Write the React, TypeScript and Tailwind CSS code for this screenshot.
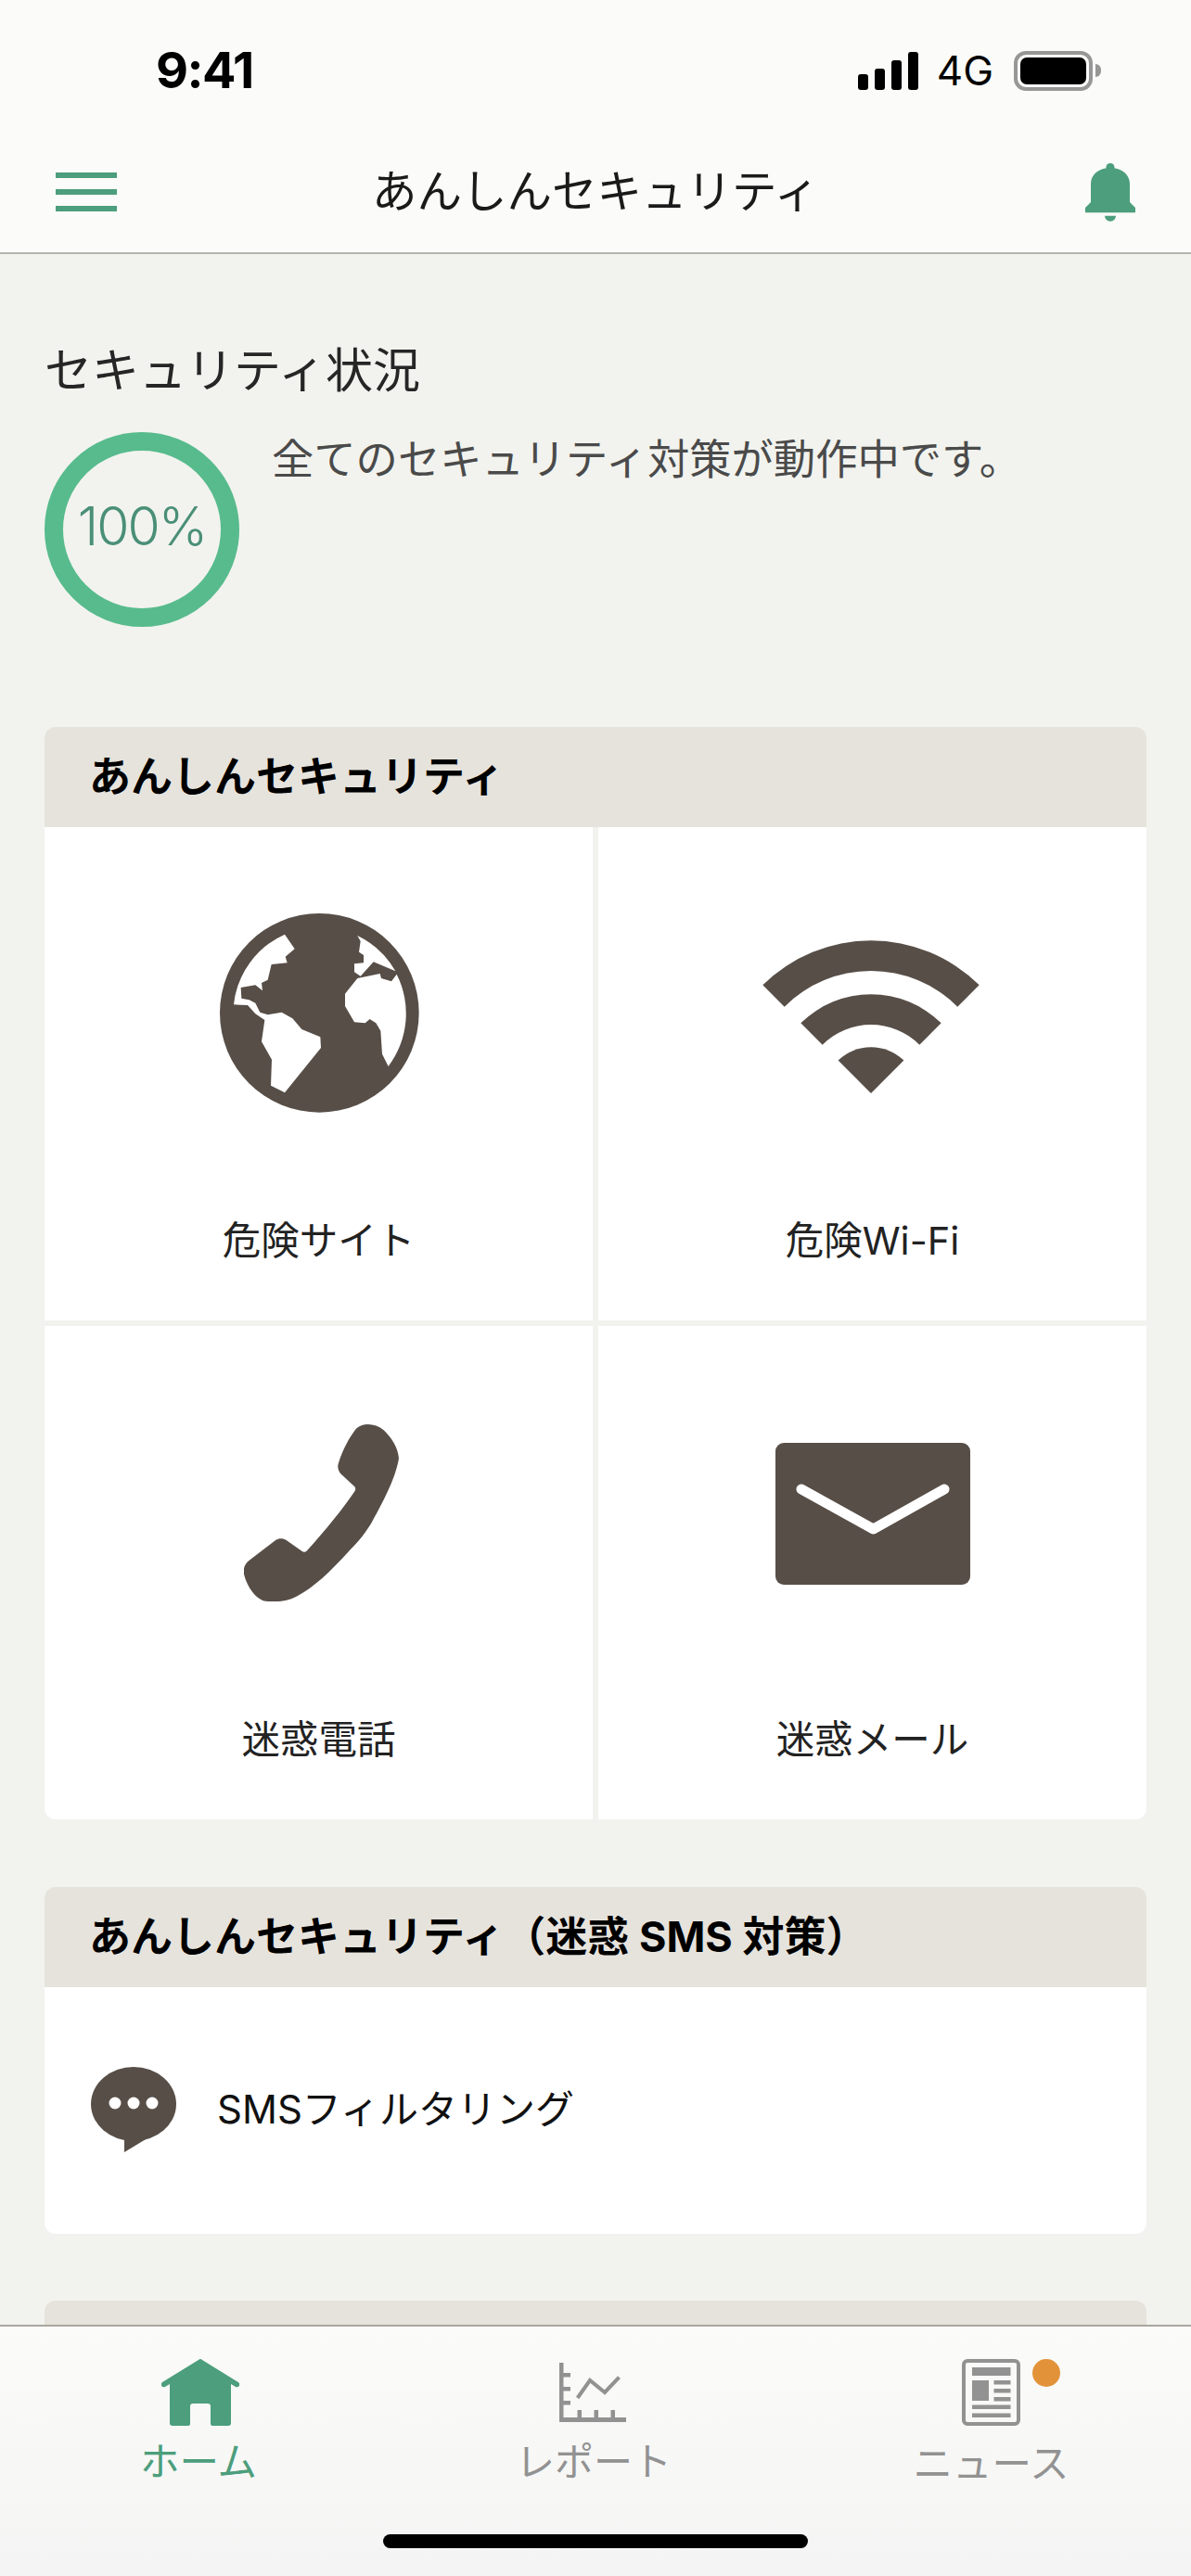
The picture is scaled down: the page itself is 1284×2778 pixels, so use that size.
import React from 'react';

const BROWN = '#574e47';
const GREEN = '#4c9e7c';
const GRAY = '#929292';

const GlobeIcon = () => (
  <svg width={215} height={215} viewBox="110 75 645 645" className="ml-[2px]">
    <circle cx={432} cy={397} r={322} fill={BROWN} />
    {/* Americas */}
    <path
      fill="#fff"
      d="M320 143 L352 190 L322 215 L328 235 L277 240 L265 290 L245 300 L248 325 L225 307 L178 315 L180 350 L205 355 L225 365 L240 395 L265 403 L310 395 L345 415 L375 450 L435 475 L437 510 L320 655 L275 632 L278 548 L245 490 L255 420 L225 400 L200 372 L155 370 A281 281 0 0 1 320 143Z"
    />
    {/* Europe */}
    <path
      fill="#fff"
      d="M555 147 A281 281 0 0 1 678 262 L607 232 L565 278 L545 265 L545 238 L575 235 L575 210 L560 200 L565 165Z"
    />
    {/* Africa */}
    <path
      fill="#fff"
      d="M682 272 L665 295 L632 285 L628 270 L555 285 L515 335 L515 375 L545 427 L580 430 L595 417 L615 430 L630 455 L635 530 L655 570 A283 283 0 0 0 682 272Z"
    />
  </svg>
);

const WifiIcon = () => (
  <svg width={234} height={166} viewBox="-117 -166 234 166" fill={BROWN} className="mt-[7px] mr-[3px]">
    <path d="M-116.7 -116.7 A166 166 0 0 1 116.7 -116.7 L93.3 -93.3 A132 132 0 0 0 -93.3 -93.3Z" />
    <path d="M-75.7 -75.7 A108 108 0 0 1 75.7 -75.7 L52.3 -52.3 A74 74 0 0 0 -52.3 -52.3Z" />
    <path d="M0 0 L-35.4 -35.4 A51 51 0 0 1 35.4 -35.4Z" />
  </svg>
);

const PhoneIcon = () => (
  <svg width={167} height={192} viewBox="68 48 500 574" fill={BROWN} className="ml-[5px]">
    <path d="M430 65 C450 45 490 45 520 70 C545 95 565 125 568 160 C560 210 535 270 478 372 C448 420 425 442 405 462 C345 528 295 575 240 605 C215 620 170 628 130 620 C105 610 80 580 68 535 C64 515 72 500 85 490 L170 425 C180 418 195 418 205 425 L255 460 C262 465 268 463 272 458 C330 395 390 320 425 268 C430 260 428 254 423 250 L380 210 C372 200 370 190 372 180 C385 135 410 90 430 65Z" />
  </svg>
);

const MailIcon = () => (
  <svg width={210} height={153} viewBox="0 0 210 153" className="mt-[3px]">
    <rect width={210} height={153} rx={9} fill={BROWN} />
    <path d="M28 50 L105.5 93 L182 50" fill="none" stroke="#fff" strokeWidth={11} strokeLinecap="round" strokeLinejoin="round" />
  </svg>
);

const ChatIcon = () => (
  <svg width={92} height={92} viewBox="0 0 92 92" className="shrink-0">
    <ellipse cx={46} cy={40} rx={46} ry={40} fill={BROWN} />
    <path d="M36 74 V92 L74 69Z" fill={BROWN} />
    <circle cx={26} cy={39} r={6.5} fill="#fff" />
    <circle cx={46} cy={39} r={6.5} fill="#fff" />
    <circle cx={66} cy={39} r={6.5} fill="#fff" />
  </svg>
);

const BellIcon = () => (
  <svg width={54} height={63} viewBox="0 0 54 63" fill={GREEN}>
    <circle cx={27} cy={4.5} r={4.5} />
    <path d="M6 42 V22 C6 12 15 5 27 5 C39 5 48 12 48 22 V42 L54 48 V53.3 H0 V48Z" />
    <path d="M21 56.7 H33 A6 6 0 0 1 21 56.7Z" />
  </svg>
);

const HomeIcon = () => (
  <svg width={84} height={72} viewBox="0 0 84 72" fill={GREEN} className="ml-[4px]">
    <path d="M42 0 Q43 0 44 1 L83 25 Q85 27 84 29 Q82 31 80 30 L75 27 V69 Q75 72 72 72 H55 Q53 72 53 70 V51 Q53 48 50 48 H34 Q31 48 31 51 V70 Q31 72 29 72 H12 Q9 72 9 69 V27 L4 30 Q2 31 0 29 Q-1 27 1 25 L40 1 Q41 0 42 0Z" />
  </svg>
);

const ChartIcon = () => (
  <svg width={72} height={64} viewBox="0 0 72 64" fill={GRAY} className="mr-[3px]">
    <rect width={4.5} height={64} />
    <rect y={59} width={72} height={5} />
    <rect y={11} width={12} height={4.5} />
    <rect y={26} width={12} height={4.5} />
    <rect y={41} width={12} height={4.5} />
    <rect x={19.5} y={51} width={4.5} height={9} />
    <rect x={37.5} y={51} width={4.5} height={9} />
    <rect x={55.5} y={51} width={4.5} height={9} />
    <path d="M19.6 38 L33 19 L49 32 L64.5 15.7" fill="none" stroke={GRAY} strokeWidth={4} />
  </svg>
);

const NewsIcon = () => (
  <svg width={63} height={72} viewBox="0 0 63 72" fill={GRAY}>
    <rect x={2} y={2} width={59} height={68} rx={4} fill="none" stroke={GRAY} strokeWidth={4} />
    <rect x={11} y={9} width={41.5} height={9} />
    <rect x={11} y={23} width={18} height={22} />
    <rect x={34.5} y={23} width={18} height={4.5} />
    <rect x={34.5} y={32} width={18} height={4.5} />
    <rect x={34.5} y={41} width={18} height={4.5} />
    <rect x={11} y={49.5} width={41.5} height={4.5} />
    <rect x={11} y={58.5} width={41.5} height={4.5} />
  </svg>
);

const tiles = [
  { label: '危険サイト', icon: GlobeIcon },
  { label: '危険Wi-Fi', icon: WifiIcon },
  { label: '迷惑電話', icon: PhoneIcon },
  { label: '迷惑メール', icon: MailIcon },
];

const SectionHeader = ({ title }: { title: string }) => (
  <div className="h-[108px] shrink-0 bg-[#e6e3dd] pl-[48px] flex items-center text-[45px] leading-[60px] font-bold text-black">
    {title}
  </div>
);

const App = () => {
  return (
    <div
      lang="ja"
      className="w-[1284px] h-[2778px] overflow-hidden flex flex-col bg-[#f2f3ee] font-['Inter','Noto_Sans_CJK_JP',sans-serif]"
    >
      {/* Status bar + nav */}
      <header className="h-[274px] shrink-0 bg-[#fbfbf9] border-b-2 border-[#b5b5b0]">
        <div className="h-[52px] mt-[50px] pl-[168px] pr-[97px] flex items-center justify-between">
          <span className="text-[54px] leading-[52px] font-bold text-black tracking-[-1.5px]">9:41</span>
          <div className="flex items-center">
            <div className="flex items-end gap-[7px] h-[41px]">
              <div className="w-[11px] h-[17px] rounded-[3px] bg-black" />
              <div className="w-[11px] h-[23px] rounded-[3px] bg-black" />
              <div className="w-[11px] h-[32px] rounded-[3px] bg-black" />
              <div className="w-[11px] h-[41px] rounded-[3px] bg-black" />
            </div>
            <span className="ml-[20px] text-[44px] leading-[52px] text-black">4G</span>
            <div className="ml-[22px] w-[85px] h-[43px] rounded-[13px] border-[4px] border-[#979797] p-[3px]">
              <div className="w-full h-full rounded-[7px] bg-black" />
            </div>
            <div className="ml-[3px] w-[6px] h-[14px] rounded-r-full bg-[#979797]" />
          </div>
        </div>
        <div className="h-[114px] mt-[48px] px-[60px] grid grid-cols-[1fr_auto_1fr] items-center">
          <div className="flex flex-col gap-[12px] w-[66px]">
            <div className="h-[6px] bg-[#4c9e7c]" />
            <div className="h-[6px] bg-[#4c9e7c]" />
            <div className="h-[6px] bg-[#4c9e7c]" />
          </div>
          <h1 className="text-[48.5px] leading-[60px] font-normal text-[#1a1a1a]">あんしんセキュリティ</h1>
          <div className="justify-self-end">
            <BellIcon />
          </div>
        </div>
      </header>

      <main className="flex-1 min-h-0 overflow-hidden px-[48px] pt-[96px]">
        {/* Security status */}
        <h2 className="text-[51px] leading-[60px] font-normal text-[#262626]">セキュリティ状況</h2>
        <div className="mt-[36px] mb-[108px] flex items-start gap-[35px]">
          <div className="w-[210px] h-[210px] shrink-0 rounded-full border-[20px] border-[#58bb8d] flex items-center justify-center">
            <span className="text-[57px] leading-[60px] font-[350] text-[#4a8f78] tracking-[-2px] -mt-[6px]">100%</span>
          </div>
          <p className="text-[45.3px] leading-[60px] text-[#4a4a4a]">全てのセキュリティ対策が動作中です。</p>
        </div>

        {/* Main features */}
        <section className="rounded-xl overflow-hidden">
          <SectionHeader title="あんしんセキュリティ" />
          <div className="grid grid-cols-2 gap-[6px]">
            {tiles.map((tile) => {
              const Icon = tile.icon;
              return (
                <div key={tile.label} className="h-[532px] bg-white pt-[93px] flex flex-col items-center">
                  <div className="h-[215px] flex items-center justify-center">
                    <Icon />
                  </div>
                  <div className="mt-[108px] text-[41.5px] leading-[60px] text-[#222222]">{tile.label}</div>
                </div>
              );
            })}
          </div>
        </section>

        {/* SMS */}
        <section className="mt-[73px] rounded-xl overflow-hidden">
          <SectionHeader title="あんしんセキュリティ（迷惑 SMS 対策）" />
          <div className="h-[266px] bg-white pl-[50px] pt-[86px] flex items-start gap-[44px]">
            <ChatIcon />
            <span className="mt-[16px] text-[42px] leading-[60px] text-[#111111]">SMSフィルタリング</span>
          </div>
        </section>

        {/* Next section, cut off by the tab bar */}
        <section className="mt-[72px] rounded-xl overflow-hidden">
          <div className="h-[108px] bg-[#e6e3dd]" />
        </section>
      </main>

      {/* Tab bar */}
      <nav className="h-[271px] shrink-0 border-t-2 border-[#aaa69f] bg-gradient-to-b from-[#fbfbf9] to-[#f4f4f4]">
        <div className="grid grid-cols-3 pt-[35px]">
          <div className="flex flex-col items-center">
            <div className="h-[72px] flex items-center"><HomeIcon /></div>
            <span className="mt-[9px] text-[42.5px] leading-[60px] text-[#4c9e7c]">ホーム</span>
          </div>
          <div className="flex flex-col items-center pr-[4px]">
            <div className="h-[72px] flex items-center"><ChartIcon /></div>
            <span className="mt-[9px] text-[42px] leading-[60px] text-[#929292]">レポート</span>
          </div>
          <div className="flex flex-col items-center pr-[3px]">
            <div className="relative h-[72px] flex items-center">
              <NewsIcon />
              <div className="absolute left-[76px] top-0 w-[30px] h-[30px] rounded-full bg-[#e2933a]" />
            </div>
            <span className="mt-[11px] text-[42.5px] leading-[60px] text-[#929292]">ニュース</span>
          </div>
        </div>
        <div className="mt-[46px] mx-auto w-[458px] h-[15px] rounded-full bg-black" />
      </nav>
    </div>
  );
};

export default App;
- - - - - - -
=== Goal ===
Write out each line of the listing above, exactly, from its first line to the line holding "const GRAY = '#929292';", inclusive. Skip the pictures.

=== Exercise answer ===
Write the React, TypeScript and Tailwind CSS code for this screenshot.
The picture is scaled down: the page itself is 1284×2778 pixels, so use that size.
import React from 'react';

const BROWN = '#574e47';
const GREEN = '#4c9e7c';
const GRAY = '#929292';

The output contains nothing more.